While Chief Buthelezi opposed the National Party's plans in the 1970s to convert the KwaZulu 'homeland' he has governed for the past 20 years into a nominally independent territory, Inkatha joined forces with the government and its security forces in the 1980s to battle the ANC.

Inkatha benefited from support by the National Party government as recently as 1991, when it was revealed that state funds, administered by the Foreign Minister, Pik Botha, were being given to Inkatha to mount rallies to challenge the ANC. Last month an independent commission headed by Justice Richard Goldstone revealed that police generals were co-operating in a gun-running conspiracy to destabilise the ANC.

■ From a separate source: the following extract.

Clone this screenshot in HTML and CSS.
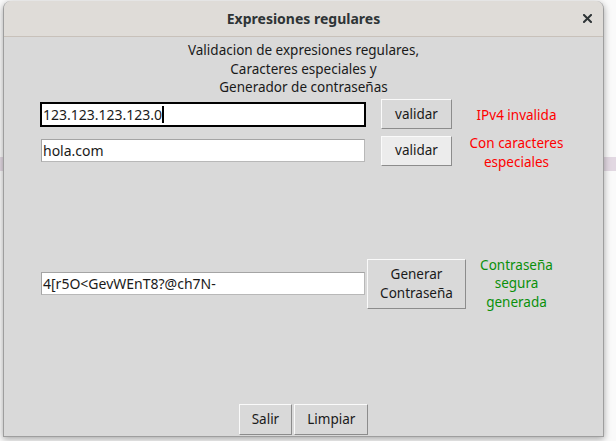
FILE: index.html
```html
<!DOCTYPE html>
<html lang="es">
<head>
<meta charset="utf-8">
<title>Expresiones regulares</title>
<link rel="stylesheet" href="styles.css">
</head>
<body>
<div class="window">
  <div class="titlebar">
    <span></span>
    <span class="title">Expresiones regulares</span>
    <span class="close">
      <svg width="9" height="9" viewBox="0 0 9 9"><path d="M1 1 L8 8 M8 1 L1 8" stroke="#2e3436" stroke-width="2" stroke-linecap="square" fill="none"/></svg>
    </span>
  </div>
  <div class="content">
    <div class="header">Validacion de expresiones regulares,<br>Caracteres especiales y<br>Generador de contraseñas</div>

    <div class="row row1">
      <div class="field focused">123.123.123.123.0<span class="caret"></span></div>
      <div class="btn">validar</div>
      <div class="msg red one">IPv4 invalida</div>
    </div>

    <div class="row row2">
      <div class="field lift">hola.com</div>
      <div class="btn active lift">validar</div>
      <div class="msg red">Con caracteres<br>especiales</div>
    </div>

    <div class="row row3">
      <div class="field">4[r5O&lt;GevWEnT8?@ch7N-</div>
      <div class="btn big">Generar<br>Contraseña</div>
      <div class="msg green">Contraseña<br>segura<br>generada</div>
    </div>

    <div class="footer">
      <div class="btn small">Salir</div>
      <div class="btn small">Limpiar</div>
    </div>
  </div>
</div>
</body>
</html>
```

FILE: styles.css
```css
* { box-sizing: border-box; }
html, body { margin: 0; }
body {
  width: 616px;
  height: 441px;
  overflow: hidden;
  padding: 1px 0 0 3px;
  background: linear-gradient(#fafafa 157px, #e2d8e2 157px, #e2d8e2 171px, #fafafa 171px);
  font-family: "Noto Sans", sans-serif;
}
.window {
  width: 601px;
  height: 436px;
  display: flex;
  flex-direction: column;
  background: #d9d9d9;
  border: 1px solid #9e9e9e;
  border-top: none;
  border-radius: 8px 8px 0 0;
  box-shadow: 0 2px 7px rgba(0,0,0,0.35);
  overflow: hidden;
}
.titlebar {
  flex: none;
  height: 36px;
  background: #dfdcd8;
  border-bottom: 1px solid #c8c1ba;
  display: grid;
  grid-template-columns: 1fr auto 1fr;
  align-items: center;
}
.title {
  font-size: 14px;
  font-weight: 700;
  color: #2e3436;
}
.close {
  justify-self: end;
  margin-right: 11px;
  display: flex;
}
.content {
  flex: 1;
  display: flex;
  flex-direction: column;
  padding-top: 4px;
  color: #1a1a1a;
  font-size: 13.5px;
}
.header {
  text-align: center;
  line-height: 18.7px;
}
.row {
  display: grid;
  grid-template-columns: 327px 99px 101px;
  align-items: center;
  padding-left: 36px;
}
.row1 { margin-top: 2px; height: 30px; }
.row2 { margin-top: 5px; }
.row3 { margin-top: 84px; }
.field {
  width: 324px;
  height: 23px;
  margin-left: 1px;
  background: #fff;
  border: 1px solid #b8b8b8;
  border-top-color: #a4a4a4;
  border-left-color: #a4a4a4;
  padding: 0 1px;
  font-size: 14px;
  line-height: 21px;
  white-space: nowrap;
  display: flex;
  align-items: center;
}
.field.focused {
  width: 326px;
  height: 25px;
  margin-left: 0;
  border: 2px solid #000;
}
.caret {
  width: 2px;
  height: 17px;
  background: #000;
  margin-left: 0;
}
.lift { margin-bottom: 4px; }
.btn {
  justify-self: center;
  width: 71px;
  height: 30px;
  display: flex;
  align-items: center;
  justify-content: center;
  text-align: center;
  background: #d9d9d9;
  border: 1px solid;
  border-color: #fafafa #8c8c8c #8c8c8c #fafafa;
  line-height: 18.7px;
}
.btn.active { background: #ececec; }
.btn.big { width: 99px; height: 50px; }
.msg {
  text-align: center;
  line-height: 18.7px;
}
.msg.one { margin-top: 3px; }
.red { color: #ff0000; }
.green { color: #0a900a; }
.footer {
  margin-top: auto;
  margin-bottom: 1px;
  display: flex;
  justify-content: center;
  gap: 2px;
}
.btn.small { width: auto; padding: 0 12px; height: 31px; }
```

The National Party's natural constitutency, among white and Indian voters who dominate the provincial economy, might fear an alliance with Inkatha, however. Many have been put off by Chief Buthelezi's increasing emphasis on Zulu nationalism and by the violence practised by his Inkatha supporters against the ANC.

The mainly black townships around Natal's urban centres, such as the port of Durban and Pietermaritzburg, are the ANC's provincial strongholds. They are home to the working class, the unemployed, and to thousands of people who either fled poverty and violence in the Inkatha-controlled countryside or who are descendants of those who sought refuge from the excesses of Zulu kings of decades past.

In fact, while Inkatha is known as the party of South Africa's estimated eight million Zulus, all opinion polls suggest that the ANC is the favourite choice among the country's biggest single ethnic group.

It is in the townships where political violence, mainly between supporters of Inkatha and the ANC, has claimed up to 10,000 lives in the past decade. But often the political tone of the conflict has been superficial at best, with struggles over housing, taxi services and marijuana turning into inter-party rivalry. Chief Buthelezi's decision this week to contest the elections was not expected to dampen that type of violence.

Since Mr de Klerk, under strong pressure from the ANC, declared a state of emergency in Natal and the KwaZulu 'homeland' it surrounds on 31 March, nearly 300 people have died in political violence. Despite the presence of the South African Defence Force, fear will be a common feature of the election.

It is unlikely to disappear in one week, especially since voter education was just beginning in many areas just days before the election. Many people in the townships and the rural areas have been told by their local chiefs and headmen that the indelible ink to be used in the election is in fact a magic potion to reveal whom they voted for.